I like to call this Mk1 because it was my first ‘real’ design, what I mean by that is that this design possessed real components and was starting to approach a real design. For the Mk1 I used a full sized arduino externally in combination with a relay to toggle on and off a light. In later versions of this design the light will be replaced by resistors!

“Why resistors?” I hear you ask? We pass a high amount of current through the resistors to heat them up, these resistors then ‘burn’ the cotton wicks that are dipped into the liquid, this creates the smell! This will last until the liquid runs or the device is powered off. We are using a relay and arduino to toggle this burning on and off (controlling it with an app).

Mk2

A lot changed from Mk1 -> Mk2, we significantly reduced the size of the clear shell, we no longer are using an external arduino (we switch to an arduino nano to fit it all inside!) and we can now plug this directly into the wall and toggle it on and off with a local host python script I setup. Also we have removed the bottom drain ports (we just drain it from the top if needed).

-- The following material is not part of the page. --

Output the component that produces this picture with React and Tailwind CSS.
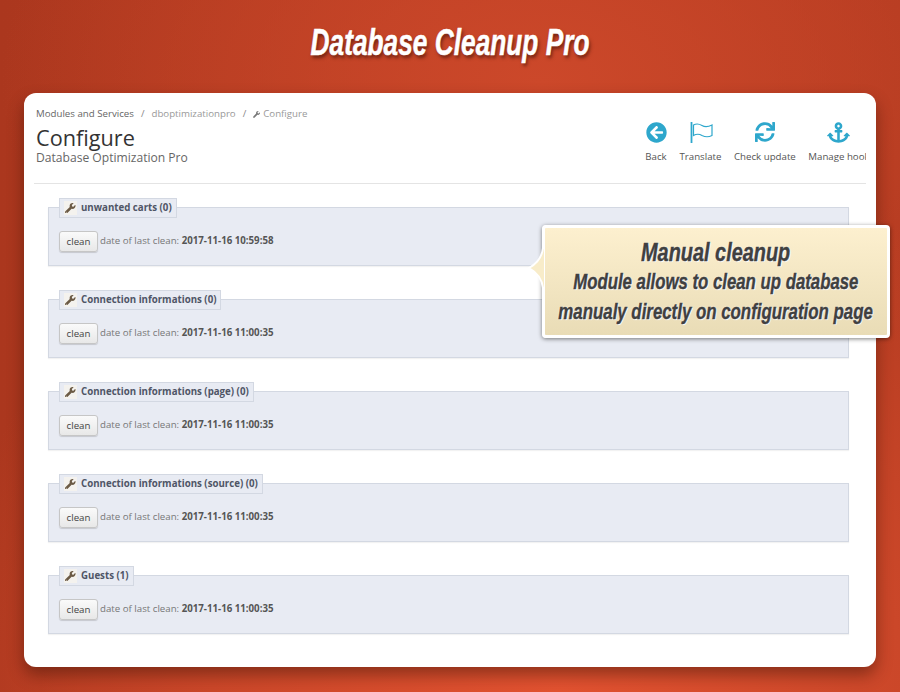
import { FaArrowCircleLeft, FaSync, FaAnchor, FaWrench } from 'react-icons/fa'

const sections = [
  { title: 'unwanted carts (0)', date: '2017-11-16 10:59:58' },
  { title: 'Connection informations (0)', date: '2017-11-16 11:00:35' },
  { title: 'Connection informations (page) (0)', date: '2017-11-16 11:00:35' },
  { title: 'Connection informations (source) (0)', date: '2017-11-16 11:00:35' },
  { title: 'Guests (1)', date: '2017-11-16 11:00:35' },
]

function FlagIcon() {
  return (
    <svg className="ml-[2px]" width="23" height="21" viewBox="0 0 23 21" fill="none" stroke="#2ea7cc" strokeWidth="1.2">
      <path d="M1.5 0V21" strokeWidth="1.8" />
      <path d="M3.5 3C7 1 9.500 2 12 3.500C14.500 5 18 5 22 3V13.500C18 15.500 15 15 12 13.500C9.500 12 7 11.500 3.500 13.500Z" />
    </svg>
  )
}

function ToolbarItem({ icon, label }) {
  return (
    <div className="flex shrink-0 flex-col items-center gap-[6px]">
      <div className="flex h-[24px] items-center">{icon}</div>
      <span className="whitespace-nowrap text-[9.7px] leading-[14px] text-[#555]">{label}</span>
    </div>
  )
}

function CleanSection({ title, date }) {
  return (
    <div className="relative h-[59px] border border-[#d3d8e2] bg-[#e8ebf3] pl-[10px] pt-[23px] shadow-[0_1px_1px_rgba(0,0,0,0.05)]">
      <div className="absolute left-[10px] top-[-10px] flex h-[20px] items-center gap-[4px] border border-[#d3d8e2] bg-[#e8ebf3] pl-[4px] pr-[4px]">
        <span className="flex h-[14px] w-[13px] items-center justify-center bg-[#f4f2ee]">
          <FaWrench className="text-[10.500px] text-[#6b5a45]" />
        </span>
        <span className="whitespace-nowrap text-[9.7px] font-bold text-[#4f5566]">{title}</span>
      </div>
      <div className="flex items-center gap-[2px]">
        <button className="h-[21px] w-[39px] rounded-[3px] border border-[#c6c6c6] bg-gradient-to-b from-[#fafafa] to-[#e8e8e8] text-[9.7px] leading-none text-[#444] shadow-[0_1px_1px_rgba(0,0,0,0.15)]">
          clean
        </button>
        <p className="whitespace-nowrap text-[9.7px] text-[#777]">
          date of last clean: <b className="font-bold text-[#555]">{date}</b>
        </p>
      </div>
    </div>
  )
}

function SqueezedLine({ className, children }) {
  return (
    <div className={`flex justify-center whitespace-nowrap ${className}`}>
      <span className="shrink-0 scale-x-[0.78]">{children}</span>
    </div>
  )
}

export default function App() {
  return (
    <div className="relative h-[692px] w-[900px] overflow-hidden bg-[radial-gradient(ellipse_70%_80%_at_62%_100%,#e25230_0%,#cb4729_55%,transparent_100%),radial-gradient(ellipse_60%_50%_at_60%_12%,#cc482a_0%,transparent_100%),linear-gradient(90deg,#ab371e_0%,#b93d22_50%,#b23a20_100%)] font-['Open_Sans',sans-serif]">
      <h1 className="flex h-[93px] items-start justify-center whitespace-nowrap pt-[21px] font-['Liberation_Sans',sans-serif] text-[36px] font-bold italic leading-[44px] text-white [-webkit-text-stroke:0.5px_#fff] [text-shadow:2px_3px_4px_rgba(60,15,5,0.6)]">
        <span className="shrink-0 scale-x-[0.73]">Database Cleanup Pro</span>
      </h1>

      <div className="mx-[24px] h-[574px] rounded-[12px] bg-white px-[10px] shadow-[0_8px_16px_rgba(50,15,5,0.45)]">
        <div className="flex h-[91px] border-b border-[#e4e4e4]">
          <div className="pl-[2px] pt-[14px]">
            <div className="flex items-center text-[9.7px] leading-[14px]">
              <span className="text-[#666]">Modules and Services</span>
              <span className="mx-[7px] text-[#888]">/</span>
              <span className="text-[#999]">dboptimizationpro</span>
              <span className="mx-[7px] text-[#888]">/</span>
              <FaWrench className="mr-[3px] text-[7px] text-[#777]" />
              <span className="text-[#999]">Configure</span>
            </div>
            <div className="mt-[4px] text-[21.700px] leading-[25px] text-[#333]">Configure</div>
            <div className="pt-[1px] text-[12.100px] leading-[14px] text-[#666]">Database Optimization Pro</div>
          </div>
          <div className="ml-auto mt-[27px] flex h-[46px] w-[221px] gap-[12.500px] overflow-hidden">
            <ToolbarItem icon={<FaArrowCircleLeft className="ml-[1px] text-[21px] text-[#2ea7cc]" />} label="Back" />
            <ToolbarItem icon={<FlagIcon />} label="Translate" />
            <ToolbarItem icon={<FaSync className="text-[20px] text-[#2ea7cc]" />} label="Check update" />
            <ToolbarItem icon={<FaAnchor className="text-[23px] text-[#2ea7cc]" />} label="Manage hook" />
          </div>
        </div>

        <div className="flex flex-col gap-[33px] pl-[14px] pr-[17px] pt-[23px]">
          {sections.map((s) => (
            <CleanSection key={s.title} title={s.title} date={s.date} />
          ))}
        </div>
      </div>

      {/* Callout */}
      <div className="absolute left-[542px] top-[225px] h-[113px] w-[348px] rounded-[4px] border-[3px] border-white bg-gradient-to-b from-[#fdf0cf] to-[#e9dcb6] font-['Liberation_Sans',sans-serif] font-bold italic text-[#404040] shadow-[0_1px_4px_rgba(0,0,0,0.5)] [-webkit-text-stroke:0.4px_#404040] [text-shadow:0_0_2px_#fff,1px_1px_1px_#fff]">
        <svg className="absolute left-[-17px] top-[19px]" width="17" height="42" viewBox="0 0 17 42">
          <path d="M15 1C14 10 10 16 1 21C10 26 14 32 15 41H17V1Z" fill="#f8ecc9" stroke="#fff" strokeWidth="2" />
        </svg>
        <SqueezedLine className="pt-[9px] text-[25.500px] leading-[30px]">Manual cleanup</SqueezedLine>
        <SqueezedLine className="text-[21.500px] leading-[30px]">Module allows to clean up database</SqueezedLine>
        <SqueezedLine className="text-[21.600px] leading-[29px]">manualy directly on configuration page</SqueezedLine>
      </div>
    </div>
  )
}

This was the point in the project where I started to feel really good; however, I started to ask myself “How am I going to get this to hold liquid, it just wont”. The reason for this is because all 3D prints have little air bubbles inside them, so by nature, they are quite terrible at holding liquids! I knew I needed to pivot to a different material for the shell.

Mk3

Mk3 is not nearly as pretty as Mk2; however, what it lacks in beauty it makes up for in its functionality. Our print now holds liquid, and we were able to achieve it by using a liquid resin printer to create a completely solid print!. The inside of the design did not change from Mk2 -> Mk3 and I am still using the arduino nano design till this day.

Unfortunately this is where the projects screeched to a halt due to classwork and a lack of next steps; however, in the future I plan to improve the overall appearance of the design and take the local host python script I created and turn it into an android application.